STATED EXERCISE: Locate every line that holds the string "React" and copy it.

DATA EXTRACT:
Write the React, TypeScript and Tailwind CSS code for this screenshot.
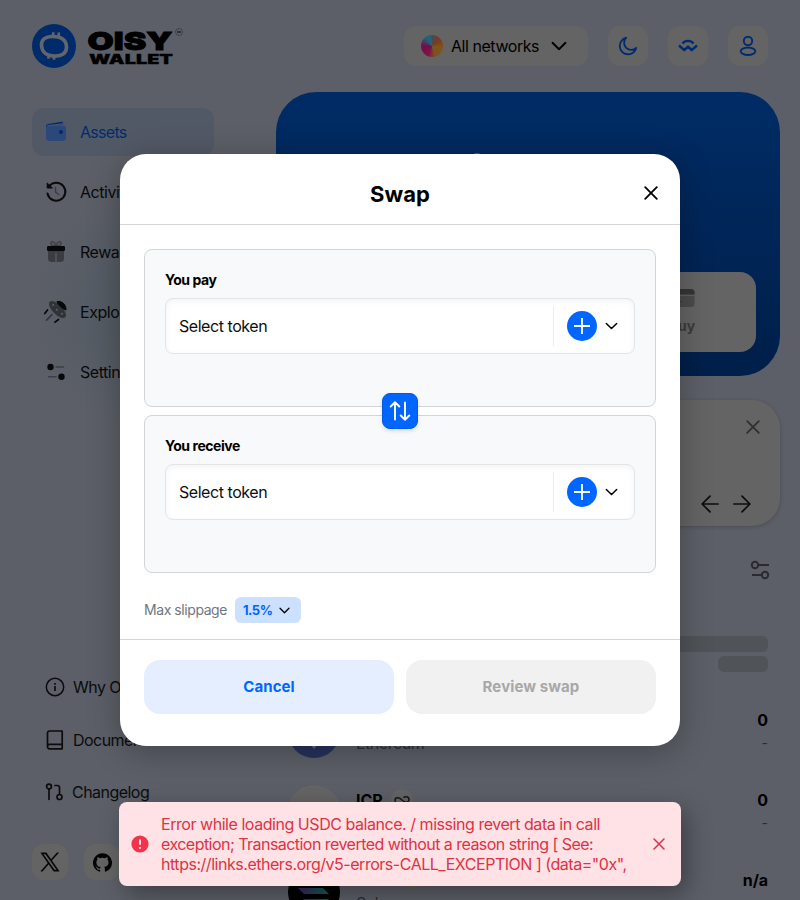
import React from "react";

type IconProps = { className?: string };

const Chevron = ({ className = "" }: IconProps) => (
  <svg viewBox="0 0 16 10" fill="none" stroke="currentColor" className={className}>
    <path d="M1.5 1.8 8 8.2 14.5 1.8" strokeWidth="1.9" strokeLinecap="round" strokeLinejoin="round" />
  </svg>
);

const Cross = ({ className = "" }: IconProps) => (
  <svg viewBox="0 0 14 14" fill="none" stroke="currentColor" className={className}>
    <path d="M1.2 1.2 12.8 12.8M12.8 1.2 1.2 12.8" strokeWidth="1.8" strokeLinecap="round" />
  </svg>
);

const Arrow = ({ className = "" }: IconProps) => (
  <svg viewBox="0 0 18 18" fill="none" stroke="currentColor" className={className}>
    <path d="M.8 9h16M9 1.2 16.9 9 9 16.8" strokeWidth="1.7" strokeLinecap="round" strokeLinejoin="round" />
  </svg>
);

function Logo() {
  return (
    <svg className="h-[44px] w-[152px]" viewBox="0 0 152 44">
      <circle cx="22" cy="22" r="22" fill="#002b6b" />
      <path
        d="M19.500 12.500c-6.500.2-10 3.600-10 8.300 0 6 3.800 11 12.500 11.300 8 .3 12.500-2.700 12.500-8.800 0-7.500-5.500-11.100-15-10.800Z"
        fill="none" stroke="#62666c" strokeWidth="3.600"
      />
      <path d="M21.200 12.500V8.300M26.800 13V8.600M16.500 31v3.800M22 32v3.800" stroke="#62666c" strokeWidth="2.600" />
      <text x="55.500" y="25.800" textLength="85" lengthAdjust="spacingAndGlyphs" className="fill-black stroke-black font-['Inter',sans-serif] text-[25px] font-black" strokeWidth="0.900">OISY</text>
      <text x="57" y="39.700" textLength="84" lengthAdjust="spacingAndGlyphs" className="fill-black stroke-black font-['Inter',sans-serif] text-[13px] font-black" strokeWidth="0.300">WALLET</text>
      <circle cx="147" cy="8" r="3.500" fill="none" stroke="#333539" strokeWidth="0.700" />
      <path d="M145 8h4" stroke="#222" strokeWidth="1.500" />
    </svg>
  );
}

const WalletIcon = () => (
  <svg className="size-6" viewBox="0 0 24 24">
    <path d="M2 6.500C2 4.800 3 4.300 4.500 4l13-2.200c1-.1 1.600.5 1.700 1.500v.9L5 5.500C3.500 5.800 2.600 6.200 2 8Z" fill="#00296a" />
    <rect x="2" y="5.500" width="20" height="15.500" rx="3" fill="#2b4978" />
    <path d="M3 5.800 19 3.600" stroke="#54606f" strokeWidth="0.800" />
    <circle cx="17" cy="12" r="2" fill="#00296a" />
  </svg>
);

const HistoryIcon = () => (
  <svg className="size-6" viewBox="0 0 24 24" fill="none">
    <path d="M3.500 13.500A9 9 0 1 0 5.200 6.200" stroke="#090a0c" strokeWidth="2" strokeLinecap="round" />
    <path d="M3.200 3v5h5.200Z" fill="#090a0c" stroke="#090a0c" strokeLinejoin="round" />
    <path d="M11.500 7.500v4.700l3.300 2.300" stroke="#393c41" strokeWidth="1.500" strokeLinecap="round" />
  </svg>
);

const GiftIcon = () => (
  <svg className="size-6" viewBox="0 0 24 24" fill="none">
    <path d="M11.500 5.500C8 6 6.500 4.500 7 2.800c.7-2 4.300-1 4.500 2.700Zm1 0c3.500.5 5-1 4.500-2.700-.7-2-4.300-1-4.500 2.700Z" stroke="#393c41" strokeWidth="1.300" />
    <path d="M4 11h16v7.500a3.500 3.500 0 0 1-3.500 3.500h-9A3.500 3.500 0 0 1 4 18.500Z" fill="#393c41" />
    <rect x="3" y="6" width="18" height="5" rx="1.200" fill="#070809" />
    <path d="M12 12.500V22" stroke="#62656b" strokeWidth="1" />
  </svg>
);

const RocketIcon = () => (
  <svg className="size-6" viewBox="0 0 24 24" fill="none">
    <ellipse cx="13.500" cy="9.500" rx="11" ry="4.800" transform="rotate(45 13.500 9.500)" fill="#303439" />
    <path d="M13 1.500c5-1 9.500 3.500 9 8.500-3.500-1-8-5-9-8.500Z" fill="#070809" stroke="#070809" strokeLinejoin="round" />
    <circle cx="9.200" cy="5" r="1" fill="#5a616a" /><circle cx="12.800" cy="9.800" r="1" fill="#5a616a" /><circle cx="18" cy="13.700" r="1" fill="#5a616a" />
    <path d="M3.500 10 .8 13.500M14.500 19.500l-3.500 2.700" stroke="#070809" strokeWidth="1.700" strokeLinecap="round" />
    <path d="m8 14.500-5.500 5.700" stroke="#303439" strokeWidth="1.600" strokeLinecap="round" />
  </svg>
);

const SlidersIcon = () => (
  <svg className="size-6" viewBox="0 0 24 24" fill="none">
    <path d="M12 7h7.500M4.500 16.700H12" stroke="#3b4047" strokeWidth="1.500" strokeLinecap="round" />
    <circle cx="6.500" cy="7" r="3.200" fill="#070809" />
    <circle cx="17.500" cy="16.700" r="3.200" fill="#070809" />
  </svg>
);

const nav = [
  { label: "Activity", icon: <HistoryIcon /> },
  { label: "Rewards", icon: <GiftIcon /> },
  { label: "Explore", icon: <RocketIcon /> },
  { label: "Settings", icon: <SlidersIcon /> },
];

function Sidebar() {
  return (
    <aside className="flex w-[182px] flex-col">
      <nav className="flex flex-col gap-3 tracking-[-0.46px] text-[#090a0b]">
        <a className="flex h-12 items-center gap-3 rounded-xl bg-[#525966] px-3 tracking-[-0.7px] text-[#002c6e]">
          <WalletIcon />Assets
        </a>
        {nav.map((n) => (
          <a key={n.label} className="flex h-12 items-center gap-3 px-3">{n.icon}{n.label}</a>
        ))}
      </nav>
      <div className="mt-[264px] flex flex-col pl-3 tracking-[-0.54px] text-[#0b0c0d]">
        <a className="flex h-[53px] items-center gap-[7px] whitespace-nowrap">
          <svg className="size-[22px]" viewBox="0 0 22 22" fill="none" stroke="currentColor" strokeWidth="1.500">
            <circle cx="11" cy="11" r="8.700" /><path d="M11 10v5M11 7v1.700" strokeWidth="1.700" />
          </svg>
          Why OISY?
        </a>
        <a className="flex h-[53px] items-center gap-[7px]">
          <svg className="size-[22px]" viewBox="0 0 22 22" fill="none" stroke="currentColor" strokeWidth="1.700" strokeLinejoin="round">
            <path d="M3.500 17.500V4.200C3.500 2.800 4.300 2 5.700 2h12.500v17.800H5.700c-1.400 0-2.200-.9-2.200-2.300 0-1.400.8-2.200 2.200-2.200h12.500" />
          </svg>
          Documents
        </a>
        <a className="flex h-[51px] items-center gap-[6px]">
          <svg className="size-[22px]" viewBox="0 0 22 22" fill="none" stroke="currentColor" strokeWidth="1.700" strokeLinecap="round">
            <circle cx="5" cy="5.500" r="2.400" /><path d="M5 8v10.300M11 4.500h2.300c1.400 0 2.200.9 2.200 2.200v6" /><circle cx="15.500" cy="16" r="2.500" />
          </svg>
          Changelog
        </a>
      </div>
      <div className="mt-[27px] flex gap-4">
        <span className="flex size-9 items-center justify-center rounded-xl bg-[#646464]">
          <svg className="size-5" viewBox="0 0 24 24"><path fill="#030303" stroke="#030303" strokeWidth="0.500" d="M14.095 10.316 22.286 1h-1.940L13.230 9.088 7.551 1H1l8.590 12.231L1 23h1.940l7.510-8.543L16.449 23H23ZM11.436 13.339l-.871-1.219L3.640 2.432h2.980l5.590 7.821.869 1.219 7.265 10.166h-2.982Z" /></svg>
        </span>
        <span className="flex size-9 items-center justify-center rounded-xl bg-[#646464]">
          <svg className="size-[19px]" viewBox="0 0 24 24"><path fill="#030303" d="M12 .3a12 12 0 0 0-3.800 23.400c.6.1.8-.3.8-.6v-2c-3.300.7-4-1.600-4-1.600-.6-1.400-1.400-1.800-1.400-1.800-1-.7.1-.7.1-.7 1.200 0 1.900 1.200 1.900 1.200 1 1.800 2.800 1.300 3.500 1 0-.8.4-1.300.7-1.600-2.700-.3-5.500-1.300-5.500-6 0-1.200.5-2.300 1.300-3.100-.2-.4-.6-1.600 0-3.200 0 0 1-.3 3.400 1.200a11.500 11.500 0 0 1 6 0c2.300-1.500 3.300-1.200 3.300-1.200.6 1.600.2 2.800 0 3.200.9.8 1.300 1.900 1.300 3.200 0 4.600-2.800 5.600-5.500 5.900.5.400.9 1 .9 2.200v3.300c0 .3.100.7.800.6A12 12 0 0 0 12 .3" /></svg>
        </span>
      </div>
    </aside>
  );
}

function Header() {
  return (
    <header className="flex h-[44px] items-center justify-between px-8">
      <Logo />
      <div className="flex items-center gap-5">
        <div className="flex h-10 w-[184px] items-center rounded-xl bg-[#646464] pl-[17px] text-black">
          <span className="size-[22px] rounded-full bg-[conic-gradient(from_0deg,#4b4a4c,#7d3a20_50deg,#7e5518_100deg,#7b5324_160deg,#7a1646_200deg,#780b4b_270deg,#216078_320deg,#25647c_350deg,#4b4a4c)]" />
          <span className="ml-2 w-[100px] tracking-[-0.45px]">All networks</span>
          <Chevron className="h-[10px] w-4" />
        </div>
        <span className="flex size-10 items-center justify-center rounded-xl bg-[#646464]">
          <svg className="size-5" viewBox="0 0 20 20" fill="none" stroke="#002c6e" strokeWidth="1.800" strokeLinejoin="round">
            <path d="M8.200 1.700A8.400 8.400 0 1 0 18.300 11.800 6.800 6.800 0 0 1 8.200 1.700Z" />
          </svg>
        </span>
        <span className="flex size-10 items-center justify-center rounded-xl bg-[#646464]">
          <svg className="size-5" viewBox="0 0 20 20" fill="none" stroke="#002c6e" strokeWidth="2.400" strokeLinejoin="round">
            <path d="M4.500 7.400C7.200 4 12.800 4 15.500 7.400M1 9.500l5.300 4.700L10 10.500l3.700 3.700L19 9.500" />
          </svg>
        </span>
        <span className="flex size-10 items-center justify-center rounded-xl bg-[#646464]">
          <svg className="size-5" viewBox="0 0 20 20" fill="none" stroke="#002c6e" strokeWidth="1.900">
            <circle cx="10" cy="5" r="4.200" /><ellipse cx="10" cy="15.300" rx="7.300" ry="3.700" />
          </svg>
        </span>
      </div>
    </header>
  );
}

function TokenRow({ name, network, logo, amount, badge }: { name: string; network: string; logo: React.ReactNode; amount: string; badge: React.ReactNode }) {
  return (
    <div className="flex h-20 items-center pl-3 pr-3">
      {logo}
      <div className="ml-4 flex flex-1 flex-col pb-0.5">
        <div className="flex h-6 items-center gap-2 font-bold text-black">{name}{badge}</div>
        <span className="h-[22px] leading-[22px] tracking-[-0.5px] text-[#2c2e32]">{network}</span>
      </div>
      <div className="flex flex-col pb-0.5 text-right">
        <span className="h-6 font-bold tracking-[-0.1px] text-black">{amount}</span>
        <span className="h-[22px] text-sm leading-[22px] text-[#2c2e32]">-</span>
      </div>
    </div>
  );
}

function MainColumn() {
  return (
    <main className="ml-[62px] flex w-[504px] flex-col">
      <section className="relative flex h-[284px] items-end justify-end rounded-[40px] bg-linear-to-b from-[#002c66] to-[#001f49] p-6">
        <span className="absolute left-[198px] top-[61px] h-1 w-[6px] rounded-full bg-[#5d6878]" />
        <div className="flex h-20 w-[148px] flex-col items-center justify-center gap-2 rounded-2xl bg-[#646464] text-sm font-bold text-[#3b3b3b]">
          <svg className="h-[19px] w-[25px]" viewBox="0 0 24 19">
            <rect x="0" y="0" width="24" height="18" rx="3.500" fill="#4b4b4b" />
            <path d="M3.500 0h17A3.500 3.500 0 0 1 24 3.500V5.500H0v-2A3.500 3.500 0 0 1 3.500 0Z" fill="#353535" />
            <path d="M0 6.300h24" stroke="#646464" /><path d="M4 12.500h7" stroke="#353535" />
          </svg>
          Buy
        </div>
      </section>
      <section className="mt-6 flex h-[126px] flex-col items-end justify-between rounded-[28px] bg-[#646464] pb-[13px] pr-[20px] pt-[20px] shadow-[0_1px_4px_rgba(0,0,0,0.2)]">
        <Cross className="size-[14px] text-[#303030]" />
        <div className="mr-[9px] flex gap-[14px] text-[#0c0c0c]">
          <Arrow className="size-[18px] rotate-180" />
          <Arrow className="size-[18px]" />
        </div>
      </section>
      <div className="mt-[34px] flex justify-end pr-[10px]">
        <svg className="size-5" viewBox="0 0 20 20" fill="none" stroke="#292b2f" strokeWidth="2">
          <circle cx="5" cy="5" r="3.200" /><path d="M8.500 5H19M2 15h9.500" /><circle cx="15" cy="15" r="3.200" />
        </svg>
      </div>
      <div className="mt-14 flex flex-col items-end gap-1 pr-3">
        <span className="h-4 w-[140px] rounded-md bg-[#505357]" />
        <span className="h-4 w-[50px] rounded-md bg-[#505357]" />
      </div>
      <div className="mt-5">
        <TokenRow name="ETH" network="Ethereum" amount="0" badge={null} logo={
          <svg className="size-[52px]" viewBox="0 0 52 52"><circle cx="26" cy="26" r="26" fill="#27325d" /><path d="m26 8 11 18-11 7-11-7Zm0 35L15 28l11 7 11-7Z" fill="#666a78" /></svg>
        } />
        <TokenRow name="ICP" network="Internet Computer" amount="0" badge={
          <span className="flex size-[22px] items-center justify-center rounded-full bg-[#626466]">
            <svg className="h-3 w-4" viewBox="0 0 16 12" fill="none" stroke="#171717" strokeWidth="1.500"><path d="M6 8.500C4.500 10 1 9.500 1 6.500S4.500 2.500 8 6s7 2.500 7-.5S11 2 9.500 3.800" /></svg>
          </span>
        } logo={<span className="size-[52px] rounded-full bg-[#646464] shadow-[0_0_1px_#777]" />} />
        <TokenRow name="SOL" network="Solana" amount="n/a" badge={<span className="ml-1 size-[20px] rounded-full bg-[#61605a]" />} logo={
          <svg className="size-[52px]" viewBox="0 0 52 52">
            <defs><linearGradient id="sol" x1="0" x2="1"><stop stopColor="#422067" /><stop offset="1" stopColor="#0b614f" /></linearGradient></defs>
            <circle cx="26" cy="26" r="26" fill="#000" />
            <path d="M10 22h25l6 6H16ZM16 33h25l-6 6H10Z" fill="url(#sol)" />
          </svg>
        } />
      </div>
    </main>
  );
}

function TokenPanel({ label }: { label: string }) {
  return (
    <div className="h-[158px] rounded-lg border border-[#d2d4d5] bg-[#f8f9fb] px-5 pt-5">
      <p className="h-7 text-sm font-bold leading-5 tracking-[-0.46px] text-black">{label}</p>
      <div className="flex h-14 items-center rounded-lg border border-[#e4e5e6] bg-white pl-[13px] pr-4 shadow-[inset_0_2px_6px_rgba(0,0,0,0.05)]">
        <span className="flex-1 tracking-[-0.45px] text-[#0e0f10]">Select token</span>
        <span className="h-10 w-px bg-[#ececed]" />
        <span className="ml-[13px] flex size-[30px] items-center justify-center rounded-full bg-[#0066ff]">
          <svg className="size-4" viewBox="0 0 16 16" stroke="#fff" strokeWidth="1.800"><path d="M8 0v16M0 8h16" /></svg>
        </span>
        <Chevron className="ml-2 h-2 w-[13px] text-black" />
      </div>
    </div>
  );
}

function SwapModal() {
  return (
    <div className="absolute left-[120px] top-[154px] flex h-[592px] w-[560px] flex-col rounded-[26px] bg-white shadow-[0_6px_32px_rgba(0,0,0,0.28)]">
      <div className="flex h-[71px] items-center border-b border-[#d2d4d5] px-[22px] pt-2">
        <span className="size-[14px]" />
        <h2 className="flex-1 pt-0.5 text-center text-[22px] font-bold tracking-[0.07px] text-black">Swap</h2>
        <Cross className="size-[14px] text-black" />
      </div>
      <div className="relative flex flex-col gap-2 px-6 pt-6">
        <TokenPanel label="You pay" />
        <TokenPanel label="You receive" />
        <button className="absolute left-[262px] top-[168px] flex size-9 items-center justify-center rounded-lg border border-[#005be6] bg-[#0066ff] shadow-[0_2px_4px_rgba(0,0,0,0.12)]">
          <svg className="size-[22px]" viewBox="0 0 22 22" fill="none" stroke="#fff" strokeWidth="1.900" strokeLinecap="round" strokeLinejoin="round">
            <path d="M6 19.500V2.500M1.700 6.500 6 2.300l4.300 4.200M16 2.500v17M11.700 15.500l4.300 4.200 4.300-4.200" />
          </svg>
        </button>
      </div>
      <div className="mt-6 flex h-[26px] items-center gap-2 px-6">
        <span className="text-sm tracking-[-0.43px] text-[#70767d]">Max slippage</span>
        <span className="flex h-[26px] w-[66px] items-center justify-between rounded-md bg-[#cce0ff] pl-2 pr-[11px]">
          <span className="pt-px text-[13px] font-bold tracking-[-0.5px] text-[#0066ff]">1.5%</span>
          <Chevron className="h-[7px] w-[11px] text-black" />
        </span>
      </div>
      <div className="mt-4 flex gap-3 border-t border-[#d2d4d5] px-6 pt-5 font-bold">
        <button className="h-[54px] flex-1 rounded-2xl bg-[#e5eeff] text-[15px] tracking-[0.1px] text-[#0066ff]">Cancel</button>
        <button className="h-[54px] flex-1 rounded-2xl bg-[#f1f1f1] text-[15px] tracking-[0.1px] text-[#a8a8a8]">Review swap</button>
      </div>
    </div>
  );
}

function Toast() {
  return (
    <div className="absolute left-[119px] top-[802px] flex h-[84px] w-[562px] items-center rounded-lg bg-[#ffe2e5] px-3 text-[#dc3345] shadow-[6px_8px_24px_rgba(0,0,0,0.35)]">
      <svg className="size-[18px]" viewBox="0 0 18 18"><circle cx="9" cy="9" r="8.600" fill="#f2334c" /><path d="M9 4.500v5.300M9 12v1.800" stroke="#ffe2e5" strokeWidth="2" /></svg>
      <div className="ml-3 flex-1 whitespace-nowrap pb-px leading-5">
        <p className="tracking-[-0.454px]">Error while loading USDC balance. / missing revert data in call</p>
        <p className="tracking-[-0.54px]">exception; Transaction reverted without a reason string [ See:</p>
        <p className="tracking-[-0.47px]">https://links.ethers.org/v5-errors-CALL_EXCEPTION ] (data="0x",</p>
      </div>
      <Cross className="mr-1 size-3" />
    </div>
  );
}

export default function App() {
  return (
    <div className="relative h-[900px] w-[800px] overflow-hidden bg-[#5c5f67] bg-[radial-gradient(circle_at_150px_310px,#505962_0px,#565c65_60px,#5c5f67_120px)] pt-6 font-['Inter',sans-serif] text-base">
      <Header />
      <div className="mt-6 flex pl-8">
        <div className="pt-4"><Sidebar /></div>
        <MainColumn />
      </div>
      <SwapModal />
      <Toast />
    </div>
  );
}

THE RESPONSE:
Write the React, TypeScript and Tailwind CSS code for this screenshot.
import React from "react";
function TokenRow({ name, network, logo, amount, badge }: { name: string; network: string; logo: React.ReactNode; amount: string; badge: React.ReactNode }) {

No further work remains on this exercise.